Religious life
- Religion: Hinduism

Religious career
- Teacher: Madhavendra Puri Goswami
- Disciples Chaitanya Mahaprabhu;

= Isvara Puri =

Indian monk

Īśvara Purī was an Indian Vaiṣṇava sannyāsī in the Gauḍīya Vaiṣṇava tradition. He is considered a disciple of Mādhavendra Purī and the guru of Caitanya Mahāprabhu, whom he initiated at Gayā.

According to the Caitanya-bhāgavata, Caitanya Mahāprabhu met Īśvara Purī during his pilgrimage to Gayā and asked him for initiation. Īśvara Purī gave him a ten-syllable mantra (daśākṣara). The text does not name the mantra, although Steven J. Rosen identifies this mantra as the ten-syllable Gopāla mantra. Friedhelm Hardy also states that even though the exact mantra cannot be identified from the early references, the daśākṣara was likely the Gopāla mantra according to Bimanbehari Majumdar.

Later Gauḍīya sources include Īśvara Purī in the Brahma–Madhva lineage through Mādhavendra Purī. Friedhelm Hardy writes that this link was a later development and the early Gauḍīya sources do not mention any Madhva connection. Neither Mādhavendra Purī nor Īśvara Purī appear in the recognized Madhva guru lineages.

Krishnadasa Kaviraja has described in Chaitanya Charitamrita that:

the first sprout of the desire tree of devotion was manifested in the person of
Shri Madhavendra Puri, and that that sprout developed into a sapling in the person of Shri Ishvar Puri.
Then, in the person of Shri Chaitanya Mahaprabhu, Who was also the gardener Himself,
that the sapling became the trunk of an enormous tree-the desire tree of devotion. - (C. C. Adi 9.10-11)

==Life==
===Service to Mādhavendra Purī===
According to the Caitanya Caritāmṛta, Īśvara Purī personally cared for his teacher Mādhavendra Purī, during his final illness. The account states that he cleaned his teacher and recited the name and divine activities of Kṛṣṇa to him and then Mādhavendra Purī blessed him for this service (Antya-līlā 8.28–31).

===Mahaprabhu Taking Initiation From Ishvara Puri===
During a travel pilgrimage visit, Ishvara Puri met Chaitanya Mahaprabhu in Gaya.

After immediately meeting Chaitanya Mahaprabhu addressed Ishvara Puri as,

"My journey to Gaya is successful just by My seeing your lotus feet.
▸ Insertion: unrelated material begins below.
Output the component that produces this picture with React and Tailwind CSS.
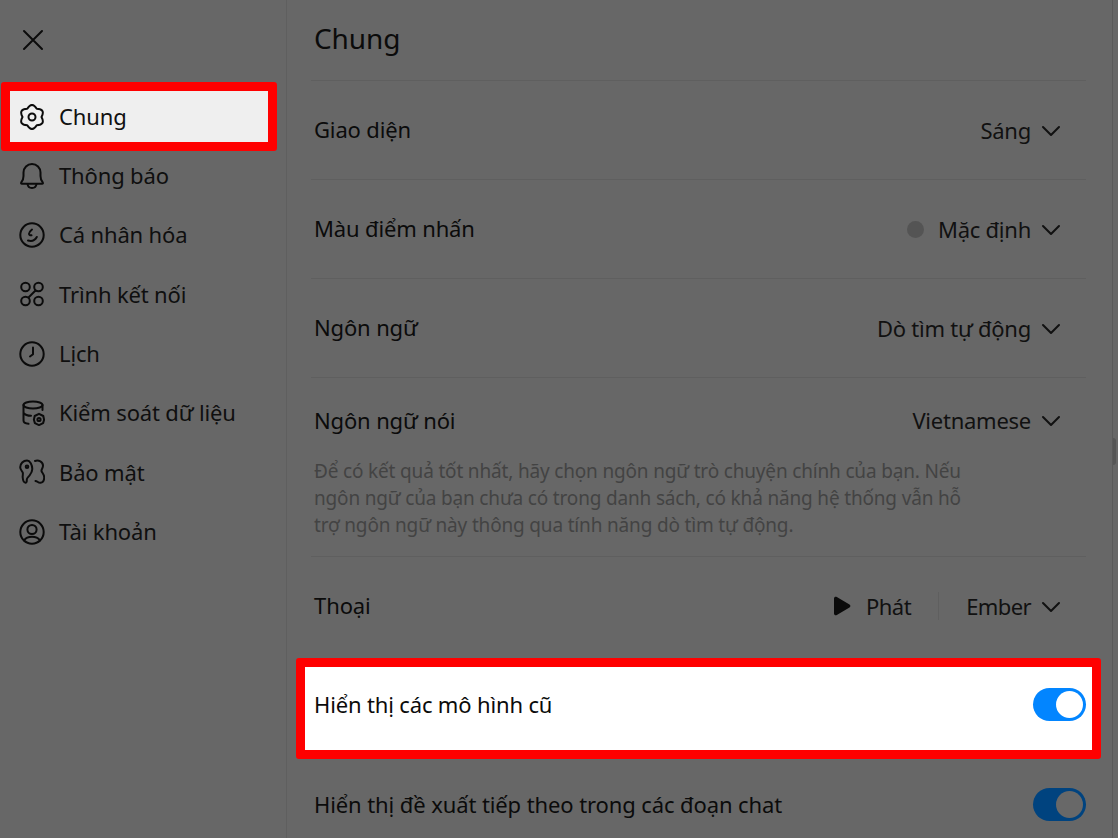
const font = { fontFamily: '"Noto Sans", "Open Sans", sans-serif' };

function Icon({ children }) {
  return (
    <svg width="26" height="26" viewBox="0 0 26 26" fill="none" stroke="#0b0b0b" strokeWidth="2" strokeLinecap="round" strokeLinejoin="round" className="shrink-0">
      {children}
    </svg>
  );
}

const GearIcon = () => (
  <Icon>
    <path d="M8.250 4.770Q13-2.800 17.750 4.770 26.700 5.100 22.500 13 26.700 20.900 17.750 21.230 13 28.800 8.250 21.230-.7 20.900 3.500 13-.7 5.100 8.250 4.770Z" />
    <circle cx="13" cy="13" r="3.500" />
  </Icon>
);

const BellIcon = () => (
  <Icon>
    <path d="M2.200 19.500c1.500-1.500 2.300-3.500 2.300-6.500V9.500a8.500 8.500 0 0 1 17 0V13c0 3 .8 5 2.300 6.500.4.500.1 1.200-.6 1.200H2.800c-.7 0-1-.7-.6-1.200z" />
    <path d="M8.500 21c.3 2.500 2 4 4.500 4s4.200-1.500 4.500-4" />
  </Icon>
);

const SmileIcon = () => (
  <Icon>
    <circle cx="13" cy="13" r="11.700" />
    <path d="M13 7.500c-1.900 1.500-3 3-3 4.300 0 1.200 1.200 1.700 2.500 1.500" />
    <path d="M9 18.500c3.500 1 7-.2 8.800-3.500" />
  </Icon>
);

const ConnectorIcon = () => (
  <Icon>
    <circle cx="6.500" cy="6" r="4.300" />
    <circle cx="19.500" cy="6" r="4.300" />
    <circle cx="6.500" cy="20" r="4.300" />
    <circle cx="19.500" cy="20" r="4.300" />
    <path d="M16.500 9.500 9.500 16.500" />
  </Icon>
);

const ClockIcon = () => (
  <Icon>
    <circle cx="13" cy="13" r="11.700" />
    <path d="M14 6.500v6.800l-3 2.200" />
  </Icon>
);

const DataIcon = () => (
  <Icon>
    <ellipse cx="14" cy="5" rx="9.500" ry="3.500" />
    <path d="M4.500 5v15.500c0 1.800 1.500 3 5 3.300M23.500 5v5M4.500 13c1.500 1.800 4 2.700 7.500 2.800" />
    <path d="M20 13.800l4.300 2.200.8 3.700-1 3.400-4.100 2-4.100-2-1-3.400.8-3.700z" />
    <circle cx="20" cy="19.500" r="1.600" />
  </Icon>
);

const SecurityIcon = () => (
  <Icon>
    <path d="M8 1.500a6.800 6.800 0 0 0-6.800 6.800c0 2.300 1.800 3.700 2.500 5.200.6 1.400-.2 3 0 5 .2 2.300 1 5 2.800 5.200 1.400.1 1.300-2 1.300-3.200 0-1.600 1.700-2.700 2.700-4 1.500-2 2.800-3.600 2.800-6.400 0-4-2.300-8.600-5.300-8.600z" />
    <circle cx="8" cy="7.800" r="1.300" />
    <path d="M16 2c3.700-1.300 8 1 8 4.800 0 2.600-1.800 3.200-1.500 5.200.3 1.800 2.700 3 2.700 6.200 0 2.600-1.300 5.300-3.700 5.600-2.300.3-3.300-1.800-5-1.900" />
  </Icon>
);

const AccountIcon = () => (
  <Icon>
    <circle cx="13" cy="13" r="11.700" />
    <circle cx="13" cy="10.500" r="4.600" />
    <path d="M5 21.500c1.800-2.600 4.700-3.700 8-3.700s6.200 1.100 8 3.700" />
  </Icon>
);

const navItems = [
  { label: "Thông báo", icon: BellIcon },
  { label: "Cá nhân hóa", icon: SmileIcon },
  { label: "Trình kết nối", icon: ConnectorIcon },
  { label: "Lịch", icon: ClockIcon },
  { label: "Kiểm soát dữ liệu", icon: DataIcon },
  { label: "Bảo mật", icon: SecurityIcon },
  { label: "Tài khoản", icon: AccountIcon },
];

function Select({ children, tight }) {
  return (
    <div className={`flex items-center gap-[10px] pr-[25px] text-[22px] text-[#111] ${tight ? "tracking-[-0.6px]" : "tracking-[-0.25px]"}`}>
      {children}
      <svg width="20" height="12" viewBox="0 0 20 12" fill="none" stroke="#111" strokeWidth="2" strokeLinecap="round" strokeLinejoin="round" className="mt-[1px]">
        <path d="M2 2l8 8 8-8" />
      </svg>
    </div>
  );
}

function Row({ label, children }) {
  return (
    <div className="flex h-[99px] items-center justify-between border-b border-[#5f5f5f] pl-[3px]">
      <span className="-mt-[2px] text-[22px] tracking-[-0.15px] text-[#0b0b0b]">{label}</span>
      {children}
    </div>
  );
}

function Toggle({ dim }) {
  return (
    <div className={`flex h-[33px] w-[53px] items-center justify-end rounded-full pr-[3px] ${dim ? "bg-[#00437f]" : "bg-[#0285ff]"}`}>
      <div className={`h-[27px] w-[27px] rounded-full ${dim ? "bg-[#686868]" : "bg-white"}`} />
    </div>
  );
}

export default function App() {
  return (
    <div style={font} className="flex h-[838px] w-[1118px] overflow-hidden bg-[#676767] tracking-[-0.1px]">
      {/* Sidebar */}
      <aside className="w-[287px] shrink-0 border-r border-[#5f5f5f] pl-px pr-[9px]">
        <div className="flex h-[82px] items-center pb-[3px] pl-[21px]">
          <svg width="22" height="22" viewBox="0 0 22 22" fill="none" stroke="#0b0b0b" strokeWidth="2" strokeLinecap="round">
            <path d="M2 2l18 18M20 2 2 20" />
          </svg>
        </div>
        <div className="flex h-[69px] items-center gap-[14px] rounded-[3px] border-[9px] border-[#ff0000] bg-[#efefef] pl-[9px] text-[22px] text-[#111]">
          <GearIcon />
          Chung
        </div>
        <nav className="-mt-[5px]">
          {navItems.map(({ label, icon: NavIcon }) => (
            <div key={label} className="flex h-[59.33px] items-center gap-[14px] pl-[18px] text-[22px] tracking-[-0.15px] text-[#0f0f0f]">
              <NavIcon />
              {label}
            </div>
          ))}
        </nav>
      </aside>

      {/* Main */}
      <main className="w-[825px] shrink-0 pl-[24px]">
        <div className="w-[775px]">
          <h1 className="flex h-[81px] items-center border-b border-[#5f5f5f] pb-[4px] pl-[3px] text-[28px] font-normal text-[#0b0b0b]">Chung</h1>
          <Row label="Giao diện">
            <Select>Sáng</Select>
          </Row>
          <Row label="Màu điểm nhấn">
            <Select>
              <span className="mr-[4px] h-[17px] w-[17px] rounded-full bg-[#545454]" />
              Mặc định
            </Select>
          </Row>
          <Row label="Ngôn ngữ">
            <Select>Dò tìm tự động</Select>
          </Row>
          <div className="h-[179px] border-b border-[#5f5f5f] pl-[3px] pt-[26px]">
            <div className="flex items-center justify-between">
              <span className="text-[22px] tracking-[-0.15px] text-[#0b0b0b]">Ngôn ngữ nói</span>
              <Select>Vietnamese</Select>
            </div>
            <p className="mt-[21px] w-[655px] text-[19px] leading-[27px] tracking-[-0.17px] text-[#434343]">
              Để có kết quả tốt nhất, hãy chọn ngôn ngữ trò chuyện chính của bạn. Nếu ngôn ngữ của bạn chưa có trong danh sách, có khả năng hệ thống vẫn hỗ trợ ngôn ngữ này thông qua tính năng dò tìm tự động.
            </p>
          </div>
          <div className="flex h-[101px] items-center justify-between pb-[3px] pl-[3px]">
            <span className="-mt-[2px] text-[22px] text-[#0b0b0b]">Thoại</span>
            <div className="flex items-center">
              <div className="flex items-center gap-[15px] pr-[27px] text-[22px] tracking-[-0.5px] text-[#111]">
                <svg width="18" height="20" viewBox="0 0 18 20" fill="#0b0b0b">
                  <path d="M1 2.500C1 1 2.500.3 3.800 1L16.500 8.500c1.200.7 1.200 2.300 0 3L3.800 19C2.500 19.700 1 19 1 17.500z" />
                </svg>
                Phát
              </div>
              <div className="h-[28px] w-px bg-[#5f5f5f]" />
              <div className="pl-[27px]">
                <Select tight>Ember</Select>
              </div>
            </div>
          </div>
          <div className="-mx-[15px] flex h-[101px] items-center justify-between rounded-[3px] border-[9px] border-[#ff0000] bg-white pb-[8px] pl-[9px] pr-[6px]">
            <span className="text-[22px] tracking-[-0.15px] text-[#0b0b0b]">Hiển thị các mô hình cũ</span>
            <Toggle />
          </div>
          <div className="flex h-[90px] items-center justify-between pl-[3px]">
            <span className="text-[22px] text-[#0b0b0b]">Hiển thị đề xuất tiếp theo trong các đoạn chat</span>
            <Toggle dim />
          </div>
        </div>
      </main>

      {/* Page behind the dialog, only a sliver shows */}
      <div className="flex-1 border-l border-[#5a5a5a] pt-[438px]">
        <div className="h-[27px] w-[3px] rounded-r-full bg-[#565656]" />
      </div>
    </div>
  );
}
If one offers Pinda at this holy place, then his forefathers become delivered. But simply by seeing you, tens of millions of forefathers get liberation. Therefore your presence is even more auspicious than that of this holy tirtha. All of the holy tirthas pray for the dust of your lotus feet. Therefore, O Puripada, I am praying at your lotus feet to ferry me across the ocean of material existence and to cause me to drink the nectar from Krishna's lotus feet." - (C. B. Adi 1.17.49-55)

Shrila Ishvara Puri replied,
"Please hear me, I have understood that You are an incarnation of the Supreme Lord. This morning I saw a very auspicious dream and now that has actually materialized. From the first day I saw You at Navadwipa, I have always thought of You. I get such pleasure by seeing You, as much pleasure as I get by seeing Krishna."

Hearing this, Mahaprabhu bowed His head and smilingly replied,
"This is my great fortune."

On another day Mahaprabhu approached Shri Ishvara Puri and requested that he initiate Him with the divine mantra.

"My mind is becoming very restless in anticipation of this initiation. "Shrila Puripada very blissfully replied, "What to speak of mantras, I am prepared to offer You my very life." - (C. B. Adi 17.10)

Thereafter Shrila Ishvara Puri initiated Chaitanya Mahaprabhu with the divine Hare Krishna Mantra.

===Ishvara Puri Visit to Mahaprabhu place===
One morning Shrila Ishvara Puri came to where Mahaprabhu was staying. Mahaprabhu was extremely pleased to see him and after offering His obeisances He invited him to stay for lunch. Ishvara Puri replied that, "Being able to accept foodstuffs from Your hand is a matter of great fortune for me." Mahaprabhu Himself cooked and then very carefully served His guru the Prasadam. Afterwards He smeared sandalwood paste on his body and put a garland of flowers around his neck. Thus the Supreme Lord Himself taught how one should serve his guru. Without serving the great Devotees, it is not possible to receive love of Godhead. Service to the guru is the door to devotion.

On His return from Gaya, Mahaprabhu came by way of Kumarhatta, the birthplace of His guru, and began to roll on the ground in ecstasy there, as the ground became wet with His tears. Finally He collected some dust from that holy place and bound it in the corner of His upper garment, saying, "This dust is as dear to me as My life." then he set out for Navadwipa.

Thereafter Mahaprabhu accepted sannyasa and by the order of His mother came to live at Jagannath Puri. By this time Ishvara Puri had already left this world. He sent two of his disciples Shri Govinda and Kashishvara brahmacharis to serve the Lord at Nilachala.